Joyce Bateman Winnipeg South Centre, MB

Wow.

5:15 p.m.

Cst Jared Buhler

This is across the board, because homicide sections deal with the same problems. The staff do not want to get involved in a criminal prosecution.

5:15 p.m.

Conservative

Joyce Bateman Winnipeg South Centre, MB

That fits with the comments of your colleague, Constable Coady, who said that privacy trumps safety. The exchange of information is difficult with health care employees, and mandatory reporting of suspected elder abuse would be helpful.

Could you just expand on how we could help elder people with that mandatory reporting, and what it would involve?

5:15 p.m.

Isabelle Coady

I think people feel they have no choice but to report; for example, in Ontario, you have no choice. Whoever you are, you have to report abuse against a child, and it's illegal not to. People feel protected in reporting. It doesn't matter what they do, what their relationship is to the victim, they feel that they are free to report—actually, the punishment for not reporting is greater than the potential punishment for doing it. I think that if you got that wide-ranging protection, it would help.

5:15 p.m.

NDP

The Chair Irene Mathyssen

Thank you very much.

The NDP caucus, please, for five minutes.

5:15 p.m.

NDP

Mylène Freeman Argenteuil—Papineau—Mirabel, QC

Thank you, Madam Chair.

Thank you very much for being here.

I have a question that I think any of you could answer. A difficult reality that a lot of people need to come to terms with, I guess, is that seniors just don't necessarily report or want to prosecute.

Detective Sergeant Fitzpatrick, you mentioned that the Criminal Code and sentencing was sufficient, but that sometimes criminalizing this was not appropriate. I think all of you have shed some light on the fact that it is a very complex issue, and that, in terms of sentencing under the Criminal Code, it's not the whole picture.

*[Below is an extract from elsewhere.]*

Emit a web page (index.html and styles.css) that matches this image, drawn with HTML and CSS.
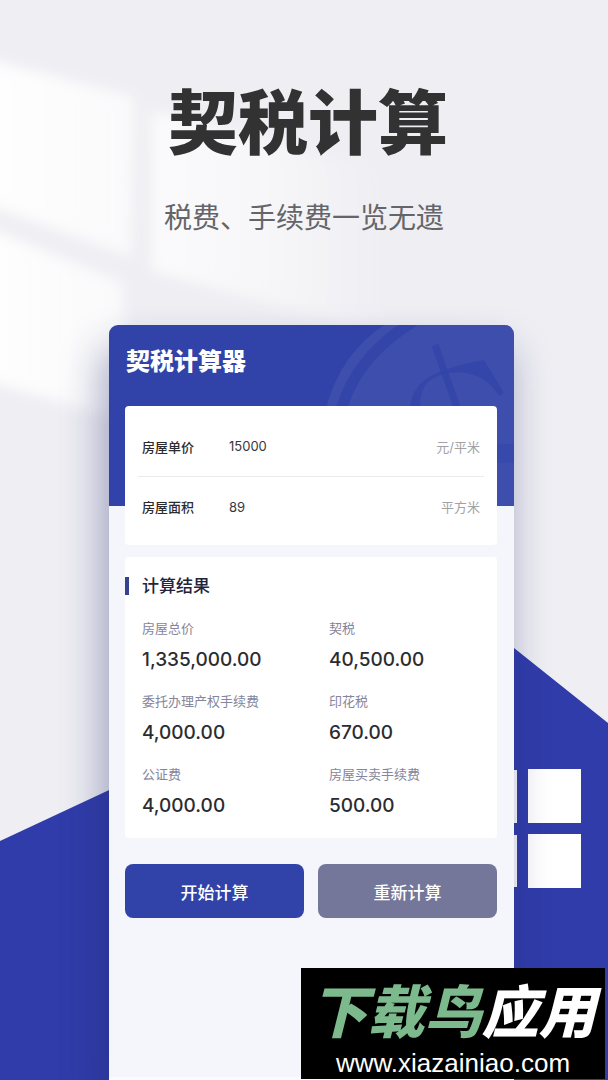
FILE: index.html
```html
<!DOCTYPE html>
<html lang="zh-CN">
<head>
    <meta charset="UTF-8">
    <meta name="viewport" content="width=device-width, initial-scale=1.0">
    <title>契税计算</title>
    <link rel="stylesheet" href="styles.css">
</head>
<body>
    <!-- Window light, house roof and window panes -->
    <svg class="backdrop" viewBox="0 0 608 1080" preserveAspectRatio="xMidYMin slice" aria-hidden="true">
        <defs>
            <filter id="soft" x="-20%" y="-20%" width="140%" height="140%">
                <feGaussianBlur stdDeviation="7"/>
            </filter>
            <linearGradient id="fade" x1="0" x2="1">
                <stop offset="0" stop-color="#fff" stop-opacity=".75"/>
                <stop offset=".5" stop-color="#fff" stop-opacity=".5"/>
                <stop offset="1" stop-color="#fff" stop-opacity="0"/>
            </linearGradient>
            <linearGradient id="glow" x1="0" x2="1">
                <stop offset="0" stop-color="#fff"/>
                <stop offset="1" stop-color="#fff" stop-opacity=".7"/>
            </linearGradient>
        </defs>
        <g filter="url(#soft)">
            <polygon points="-40,52 135,96 132,258 -40,195" fill="url(#glow)"/>
            <polygon points="151,110 390,170 390,335 151,272" fill="url(#fade)"/>
            <polygon points="-40,216 124,282 124,420 -40,374" fill="url(#glow)"/>
        </g>
        <polygon points="0,841 304,699 304,1080 0,1080" fill="#303ca9"/>
        <polygon points="304,480 514,648 608,723 608,1080 304,1080" fill="#303ca9"/>
        <path d="M463 770h54v53h-54zM463 835h54v52h-54zM528 769h53v54h-53zM528 834h53v54h-53z" fill="#fff"/>
    </svg>

    <header class="intro">
        <h1>契税计算</h1>
        <p>税费、手续费一览无遗</p>
    </header>

    <main class="phone">
        <div class="banner">
            <svg class="emblem" viewBox="0 0 204 181" aria-hidden="true">
                <path d="M12 181Q4 120 17 80Q31 29 74 0H204V181z" fill="#fff" fill-opacity=".06"/>
                <path d="M28 181Q20 120 32 82Q48 30 104 -4" fill="none" stroke="#3143a8" stroke-opacity=".8" stroke-width="11"/>
                <path d="M125 20l24 68" fill="none" stroke="#3143a8" stroke-opacity=".7" stroke-width="7"/>
                <path d="M100 84C102 56 122 45 174 35L194 68L189 71C176 49 152 43 130 50C114 56 110 66 110 84z" fill="#3143a8" fill-opacity=".7"/>
                <path d="M180 119h24v19h-24z" fill="#3143a8" fill-opacity=".5"/>
            </svg>
            <h2>契税计算器</h2>
        </div>

        <form id="tax-form">
            <div class="panel inputs">
                <div class="row">
                    <label for="price">房屋单价</label>
                    <input type="text" id="price" value="15000">
                    <span class="unit">元/平米</span>
                </div>
                <div class="row">
                    <label for="area">房屋面积</label>
                    <input type="text" id="area" value="89">
                    <span class="unit">平方米</span>
                </div>
            </div>

            <section class="panel results">
                <h3>计算结果</h3>
                <dl>
                    <div><dt>房屋总价</dt><dd>1,335,000.00</dd></div>
                    <div><dt>契税</dt><dd>40,500.00</dd></div>
                    <div><dt>委托办理产权手续费</dt><dd>4,000.00</dd></div>
                    <div><dt>印花税</dt><dd>670.00</dd></div>
                    <div><dt>公证费</dt><dd>4,000.00</dd></div>
                    <div><dt>房屋买卖手续费</dt><dd>500.00</dd></div>
                </dl>
            </section>

            <div class="actions">
                <button type="button" class="start">开始计算</button>
                <button type="button" class="again">重新计算</button>
            </div>
        </form>
    </main>

    <aside class="stamp">
        <div class="stamp-name"><span>下载鸟</span>应用</div>
        <div class="stamp-url">www.xiazainiao.com</div>
    </aside>
</body>
</html>
```
FILE: styles.css
```css
* {
    box-sizing: border-box;
}
body {
    position: relative;
    display: flex;
    flex-direction: column;
    min-height: 100vh;
    margin: 0;
    overflow: hidden;
    background: #eeeef3;
    color: #2c2c30;
    font-family: Inter, "Noto Sans CJK SC", sans-serif;
}
h1, h2, h3, p, dl, dd {
    margin: 0;
}
.backdrop {
    position: absolute;
    top: 0;
    left: 0;
    width: 100%;
    height: 100%;
}
.intro {
    position: relative;
    padding-top: 72px;
    height: 325px;
    text-align: center;
}
h1 {
    padding-left: 8px;
    font-size: 70px;
    font-weight: 900;
    line-height: 104px;
    color: #323233;
}
.intro p {
    margin-top: 22px;
    font-size: 28px;
    line-height: 40px;
    color: #656569;
}

.phone {
    position: relative;
    flex: 1;
    margin: 0 94px 0 109px;
    border-bottom: 3px solid #fbfbfd;
    border-radius: 9px 9px 0 0;
    background: #f5f6fb;
    box-shadow: -6px 24px 40px rgba(36, 40, 110, 0.4);
}
.banner {
    position: relative;
    height: 181px;
    padding: 22px 17px;
    overflow: hidden;
    border-radius: 9px 9px 0 0;
    background: #3143a8;
}
.emblem {
    position: absolute;
    top: 0;
    right: 0;
    width: 204px;
    height: 181px;
}
h2 {
    position: relative;
    font-size: 24px;
    font-weight: 900;
    line-height: 30px;
    color: #fff;
}

/* The form overlaps the lower part of the banner */
form {
    position: relative;
    margin-top: -100px;
    padding: 0 17px 0 16px;
}
.panel {
    border-radius: 4px;
    background: #fff;
}
.inputs {
    padding: 10px 13px 9px;
}
.row {
    display: flex;
    align-items: center;
    height: 60px;
    padding: 0 4px;
    font-size: 13px;
}
.row + .row {
    border-top: 1px solid #ebebed;
}
.row label {
    width: 87px;
    font-weight: 500;
}
.row input {
    flex: 1;
    min-width: 0;
    padding: 0;
    border: 0;
    outline: none;
    background: none;
    color: #38383c;
    font: inherit;
}
.unit {
    color: #a2a2a6;
}

.results {
    margin-top: 12px;
    padding: 16px 0 18px;
}
h3 {
    display: flex;
    align-items: center;
    gap: 13px;
    font-size: 17px;
    font-weight: 500;
    line-height: 26px;
    color: #23233c;
}
h3::before {
    content: "";
    width: 4px;
    height: 18px;
    background: #36418f;
}
dl {
    display: grid;
    grid-template-columns: 1fr 1fr;
    row-gap: 17px;
    column-gap: 19px;
    padding: 19px 0 0 17px;
}
dt {
    font-size: 13px;
    line-height: 20px;
    color: #85859c;
}
dd {
    margin-top: 8px;
    font-size: 19px;
    font-weight: 500;
    line-height: 28px;
}

.actions {
    display: grid;
    grid-template-columns: 1fr 1fr;
    gap: 14px;
    margin-top: 26px;
}
button {
    height: 54px;
    border: 0;
    border-radius: 8px;
    color: #fff;
    font-family: inherit;
    font-size: 17px;
    font-weight: 500;
    cursor: pointer;
}
.start {
    background: #3143a8;
}
.again {
    background: #74779a;
}

.stamp {
    position: absolute;
    right: 3px;
    bottom: 1px;
    width: 304px;
    height: 111px;
    padding-top: 18px;
    background: #000;
    color: #fff;
    text-align: center;
}
.stamp-name {
    font-size: 57px;
    font-style: italic;
    font-weight: 900;
    line-height: 54px;
    white-space: nowrap;
}
.stamp-name span {
    color: #7cb98c;
}
.stamp-url {
    margin-top: 8px;
    font-family: "Liberation Sans", sans-serif;
    font-size: 26px;
    line-height: 30px;
}
```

How can we then address those situations where criminalizing this is not appropriate?

5:15 p.m.

Cst Jared Buhler

I think a good start is the model that a lot of cities do have, which is similar to ours, and that's collaboration. I certainly agree that it is not appropriate in all situations to proceed with criminal charges. But if you can offer other services and other supports, we'll always try to get eyes on the situation, whether via home care or just our nurses following up, and things like that. At least we can monitor the situation and follow it along to some extent. Certainly the industry standard is to go with a collaborative multidisciplinary team. It's how we put those teams together and how we support them that is the key issue, in my mind. I know that we can do good work within that type of model, but we're overwhelmed right now.